**WHAT YOU NEED TO DO**:
Copy out each line exactly; pictures stay out of the copy.

**DATA**:
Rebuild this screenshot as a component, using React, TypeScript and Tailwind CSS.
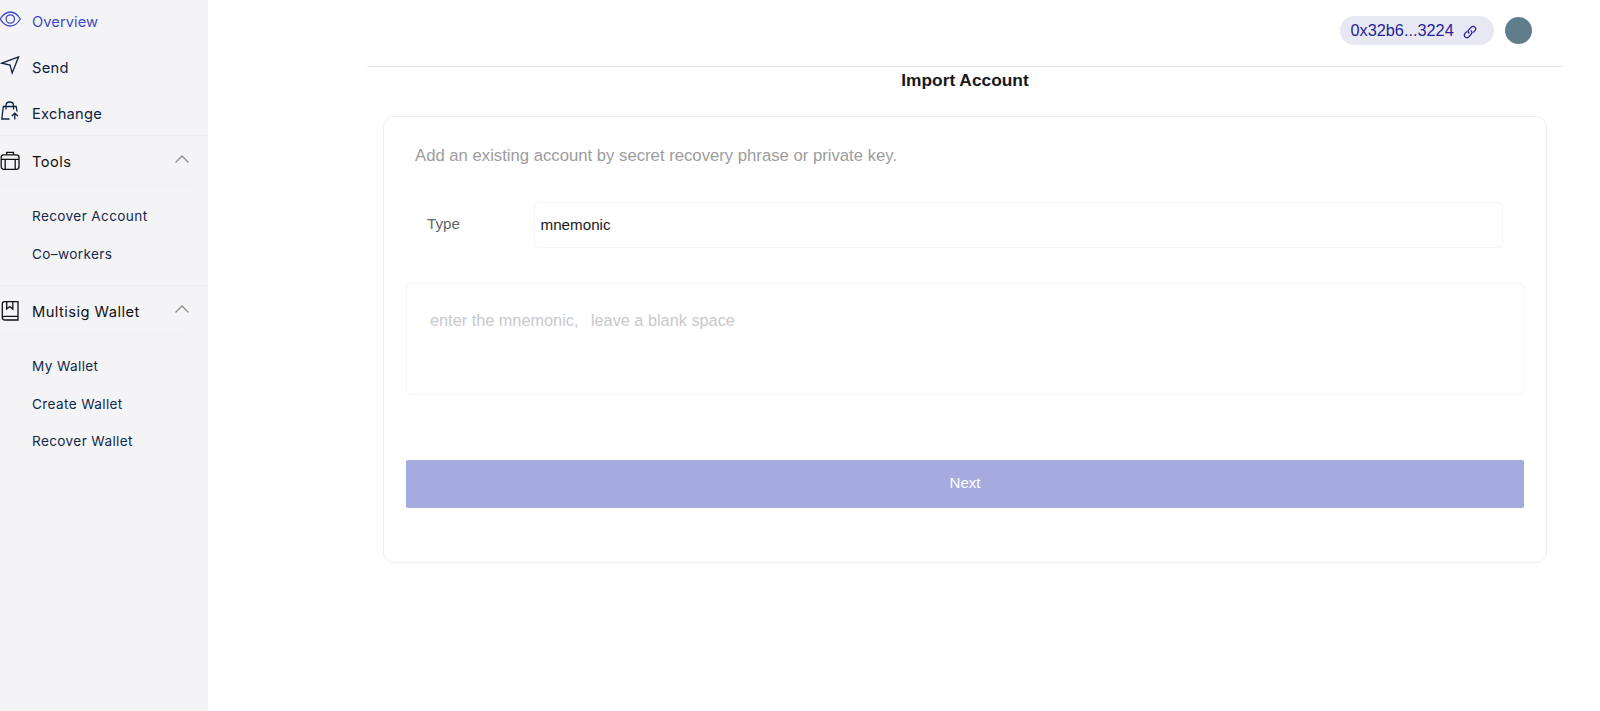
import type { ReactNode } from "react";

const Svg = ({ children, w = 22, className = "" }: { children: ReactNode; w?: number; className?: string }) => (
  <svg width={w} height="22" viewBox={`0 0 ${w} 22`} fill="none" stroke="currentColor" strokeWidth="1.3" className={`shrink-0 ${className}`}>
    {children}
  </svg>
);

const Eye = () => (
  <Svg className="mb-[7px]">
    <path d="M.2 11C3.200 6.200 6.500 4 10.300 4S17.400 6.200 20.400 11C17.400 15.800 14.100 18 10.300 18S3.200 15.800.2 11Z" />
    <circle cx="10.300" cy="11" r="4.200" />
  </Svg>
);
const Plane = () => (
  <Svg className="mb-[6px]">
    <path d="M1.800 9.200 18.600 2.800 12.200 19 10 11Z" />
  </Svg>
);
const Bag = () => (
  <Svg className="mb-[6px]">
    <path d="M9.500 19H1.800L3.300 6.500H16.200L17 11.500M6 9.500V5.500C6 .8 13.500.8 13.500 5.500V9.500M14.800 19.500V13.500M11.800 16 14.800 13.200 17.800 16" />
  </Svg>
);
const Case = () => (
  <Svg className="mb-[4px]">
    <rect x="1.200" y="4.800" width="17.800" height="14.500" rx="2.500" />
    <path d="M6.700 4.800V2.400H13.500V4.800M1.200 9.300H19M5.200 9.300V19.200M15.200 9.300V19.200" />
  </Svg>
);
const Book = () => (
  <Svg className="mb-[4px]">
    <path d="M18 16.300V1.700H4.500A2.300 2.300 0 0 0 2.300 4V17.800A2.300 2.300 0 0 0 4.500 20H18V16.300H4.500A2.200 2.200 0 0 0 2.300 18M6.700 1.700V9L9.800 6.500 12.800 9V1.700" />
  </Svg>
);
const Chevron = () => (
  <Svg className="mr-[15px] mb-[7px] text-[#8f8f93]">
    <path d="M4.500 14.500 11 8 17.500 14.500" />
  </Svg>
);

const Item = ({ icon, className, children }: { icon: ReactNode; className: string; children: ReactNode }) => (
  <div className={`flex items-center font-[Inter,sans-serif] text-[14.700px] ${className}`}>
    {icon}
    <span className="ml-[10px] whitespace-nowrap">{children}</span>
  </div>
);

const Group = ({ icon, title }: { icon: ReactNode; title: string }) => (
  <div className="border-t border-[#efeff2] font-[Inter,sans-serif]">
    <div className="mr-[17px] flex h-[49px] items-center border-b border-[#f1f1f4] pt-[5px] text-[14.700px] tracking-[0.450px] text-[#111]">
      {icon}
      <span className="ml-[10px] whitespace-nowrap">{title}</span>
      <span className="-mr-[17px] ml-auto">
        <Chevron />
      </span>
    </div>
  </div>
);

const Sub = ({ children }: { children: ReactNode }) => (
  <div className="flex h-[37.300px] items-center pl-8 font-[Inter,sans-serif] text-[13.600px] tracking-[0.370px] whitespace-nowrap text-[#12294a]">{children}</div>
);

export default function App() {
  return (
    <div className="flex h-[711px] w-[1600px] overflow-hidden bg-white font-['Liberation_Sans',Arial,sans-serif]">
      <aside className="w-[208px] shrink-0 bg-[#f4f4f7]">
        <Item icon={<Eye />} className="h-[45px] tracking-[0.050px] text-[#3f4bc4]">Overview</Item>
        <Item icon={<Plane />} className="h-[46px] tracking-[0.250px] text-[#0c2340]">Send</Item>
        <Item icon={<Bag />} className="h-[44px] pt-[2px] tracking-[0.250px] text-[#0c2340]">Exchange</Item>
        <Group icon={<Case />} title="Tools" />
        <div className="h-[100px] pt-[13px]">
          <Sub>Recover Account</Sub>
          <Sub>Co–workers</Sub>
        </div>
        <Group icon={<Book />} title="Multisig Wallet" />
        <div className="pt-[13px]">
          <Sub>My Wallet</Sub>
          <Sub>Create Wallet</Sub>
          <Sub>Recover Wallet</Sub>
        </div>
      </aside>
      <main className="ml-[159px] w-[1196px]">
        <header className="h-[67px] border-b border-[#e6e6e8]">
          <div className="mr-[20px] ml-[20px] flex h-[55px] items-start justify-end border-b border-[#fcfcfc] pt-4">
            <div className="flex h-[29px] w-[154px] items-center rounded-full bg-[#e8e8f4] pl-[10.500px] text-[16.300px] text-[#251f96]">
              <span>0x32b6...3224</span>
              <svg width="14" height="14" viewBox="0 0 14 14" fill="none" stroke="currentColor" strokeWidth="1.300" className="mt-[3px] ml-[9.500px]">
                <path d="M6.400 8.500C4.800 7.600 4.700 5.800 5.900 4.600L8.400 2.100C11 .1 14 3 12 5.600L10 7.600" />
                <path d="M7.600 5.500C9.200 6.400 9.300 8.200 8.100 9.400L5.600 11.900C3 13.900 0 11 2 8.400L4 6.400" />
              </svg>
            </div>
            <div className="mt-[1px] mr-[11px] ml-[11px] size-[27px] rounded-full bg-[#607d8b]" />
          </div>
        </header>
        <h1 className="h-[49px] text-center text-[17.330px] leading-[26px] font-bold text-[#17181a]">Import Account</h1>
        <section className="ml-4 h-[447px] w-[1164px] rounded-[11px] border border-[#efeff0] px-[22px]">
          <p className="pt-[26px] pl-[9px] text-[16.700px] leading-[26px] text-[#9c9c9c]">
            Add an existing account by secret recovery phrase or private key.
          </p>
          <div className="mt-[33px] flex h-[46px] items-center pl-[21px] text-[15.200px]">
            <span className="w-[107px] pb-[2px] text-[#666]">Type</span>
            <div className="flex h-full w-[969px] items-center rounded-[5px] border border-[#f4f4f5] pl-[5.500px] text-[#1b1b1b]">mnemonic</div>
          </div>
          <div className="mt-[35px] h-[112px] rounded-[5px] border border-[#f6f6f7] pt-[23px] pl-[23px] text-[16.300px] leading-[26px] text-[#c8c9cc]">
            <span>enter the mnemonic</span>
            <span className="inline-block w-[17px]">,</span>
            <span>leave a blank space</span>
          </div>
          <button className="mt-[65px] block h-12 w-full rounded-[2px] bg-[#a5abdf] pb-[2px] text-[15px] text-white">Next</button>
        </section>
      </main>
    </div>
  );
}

**EXERCISE RESPONSE**:
Rebuild this screenshot as a component, using React, TypeScript and Tailwind CSS.
import type { ReactNode } from "react";

const Svg = ({ children, w = 22, className = "" }: { children: ReactNode; w?: number; className?: string }) => (
  <svg width={w} height="22" viewBox={`0 0 ${w} 22`} fill="none" stroke="currentColor" strokeWidth="1.3" className={`shrink-0 ${className}`}>
    {children}
  </svg>
);

const Eye = () => (
  <Svg className="mb-[7px]">
    <path d="M.2 11C3.200 6.200 6.500 4 10.300 4S17.400 6.200 20.400 11C17.400 15.800 14.100 18 10.300 18S3.200 15.800.2 11Z" />
    <circle cx="10.300" cy="11" r="4.200" />
  </Svg>
);
const Plane = () => (
  <Svg className="mb-[6px]">
    <path d="M1.800 9.200 18.600 2.800 12.200 19 10 11Z" />
  </Svg>
);
const Bag = () => (
  <Svg className="mb-[6px]">
    <path d="M9.500 19H1.800L3.300 6.500H16.200L17 11.500M6 9.500V5.500C6 .8 13.500.8 13.500 5.500V9.500M14.800 19.500V13.500M11.800 16 14.800 13.200 17.800 16" />
  </Svg>
);
const Case = () => (
  <Svg className="mb-[4px]">
    <rect x="1.200" y="4.800" width="17.800" height="14.500" rx="2.500" />
    <path d="M6.700 4.800V2.400H13.500V4.800M1.200 9.300H19M5.200 9.300V19.200M15.200 9.300V19.200" />
  </Svg>
);
const Book = () => (
  <Svg className="mb-[4px]">
    <path d="M18 16.300V1.700H4.500A2.300 2.300 0 0 0 2.300 4V17.800A2.300 2.300 0 0 0 4.500 20H18V16.300H4.500A2.200 2.200 0 0 0 2.300 18M6.700 1.700V9L9.800 6.500 12.800 9V1.700" />
  </Svg>
);
const Chevron = () => (
  <Svg className="mr-[15px] mb-[7px] text-[#8f8f93]">
    <path d="M4.500 14.500 11 8 17.500 14.500" />
  </Svg>
);

const Item = ({ icon, className, children }: { icon: ReactNode; className: string; children: ReactNode }) => (
  <div className={`flex items-center font-[Inter,sans-serif] text-[14.700px] ${className}`}>
    {icon}
    <span className="ml-[10px] whitespace-nowrap">{children}</span>
  </div>
);

const Group = ({ icon, title }: { icon: ReactNode; title: string }) => (
  <div className="border-t border-[#efeff2] font-[Inter,sans-serif]">
    <div className="mr-[17px] flex h-[49px] items-center border-b border-[#f1f1f4] pt-[5px] text-[14.700px] tracking-[0.450px] text-[#111]">
      {icon}
      <span className="ml-[10px] whitespace-nowrap">{title}</span>
      <span className="-mr-[17px] ml-auto">
        <Chevron />
      </span>
    </div>
  </div>
);

const Sub = ({ children }: { children: ReactNode }) => (
  <div className="flex h-[37.300px] items-center pl-8 font-[Inter,sans-serif] text-[13.600px] tracking-[0.370px] whitespace-nowrap text-[#12294a]">{children}</div>
);

export default function App() {
  return (
    <div className="flex h-[711px] w-[1600px] overflow-hidden bg-white font-['Liberation_Sans',Arial,sans-serif]">
      <aside className="w-[208px] shrink-0 bg-[#f4f4f7]">
        <Item icon={<Eye />} className="h-[45px] tracking-[0.050px] text-[#3f4bc4]">Overview</Item>
        <Item icon={<Plane />} className="h-[46px] tracking-[0.250px] text-[#0c2340]">Send</Item>
        <Item icon={<Bag />} className="h-[44px] pt-[2px] tracking-[0.250px] text-[#0c2340]">Exchange</Item>
        <Group icon={<Case />} title="Tools" />
        <div className="h-[100px] pt-[13px]">
          <Sub>Recover Account</Sub>
          <Sub>Co–workers</Sub>
        </div>
        <Group icon={<Book />} title="Multisig Wallet" />
        <div className="pt-[13px]">
          <Sub>My Wallet</Sub>
          <Sub>Create Wallet</Sub>
          <Sub>Recover Wallet</Sub>
        </div>
      </aside>
      <main className="ml-[159px] w-[1196px]">
        <header className="h-[67px] border-b border-[#e6e6e8]">
          <div className="mr-[20px] ml-[20px] flex h-[55px] items-start justify-end border-b border-[#fcfcfc] pt-4">
            <div className="flex h-[29px] w-[154px] items-center rounded-full bg-[#e8e8f4] pl-[10.500px] text-[16.300px] text-[#251f96]">
              <span>0x32b6...3224</span>
              <svg width="14" height="14" viewBox="0 0 14 14" fill="none" stroke="currentColor" strokeWidth="1.300" className="mt-[3px] ml-[9.500px]">
                <path d="M6.400 8.500C4.800 7.600 4.700 5.800 5.900 4.600L8.400 2.100C11 .1 14 3 12 5.600L10 7.600" />
                <path d="M7.600 5.500C9.200 6.400 9.300 8.200 8.100 9.400L5.600 11.900C3 13.900 0 11 2 8.400L4 6.400" />
              </svg>
            </div>
            <div className="mt-[1px] mr-[11px] ml-[11px] size-[27px] rounded-full bg-[#607d8b]" />
          </div>
        </header>
        <h1 className="h-[49px] text-center text-[17.330px] leading-[26px] font-bold text-[#17181a]">Import Account</h1>
        <section className="ml-4 h-[447px] w-[1164px] rounded-[11px] border border-[#efeff0] px-[22px]">
          <p className="pt-[26px] pl-[9px] text-[16.700px] leading-[26px] text-[#9c9c9c]">
            Add an existing account by secret recovery phrase or private key.
          </p>
          <div className="mt-[33px] flex h-[46px] items-center pl-[21px] text-[15.200px]">
            <span className="w-[107px] pb-[2px] text-[#666]">Type</span>
            <div className="flex h-full w-[969px] items-center rounded-[5px] border border-[#f4f4f5] pl-[5.500px] text-[#1b1b1b]">mnemonic</div>
          </div>
          <div className="mt-[35px] h-[112px] rounded-[5px] border border-[#f6f6f7] pt-[23px] pl-[23px] text-[16.300px] leading-[26px] text-[#c8c9cc]">
            <span>enter the mnemonic</span>
            <span className="inline-block w-[17px]">,</span>
            <span>leave a blank space</span>
          </div>
          <button className="mt-[65px] block h-12 w-full rounded-[2px] bg-[#a5abdf] pb-[2px] text-[15px] text-white">Next</button>
        </section>
      </main>
    </div>
  );
}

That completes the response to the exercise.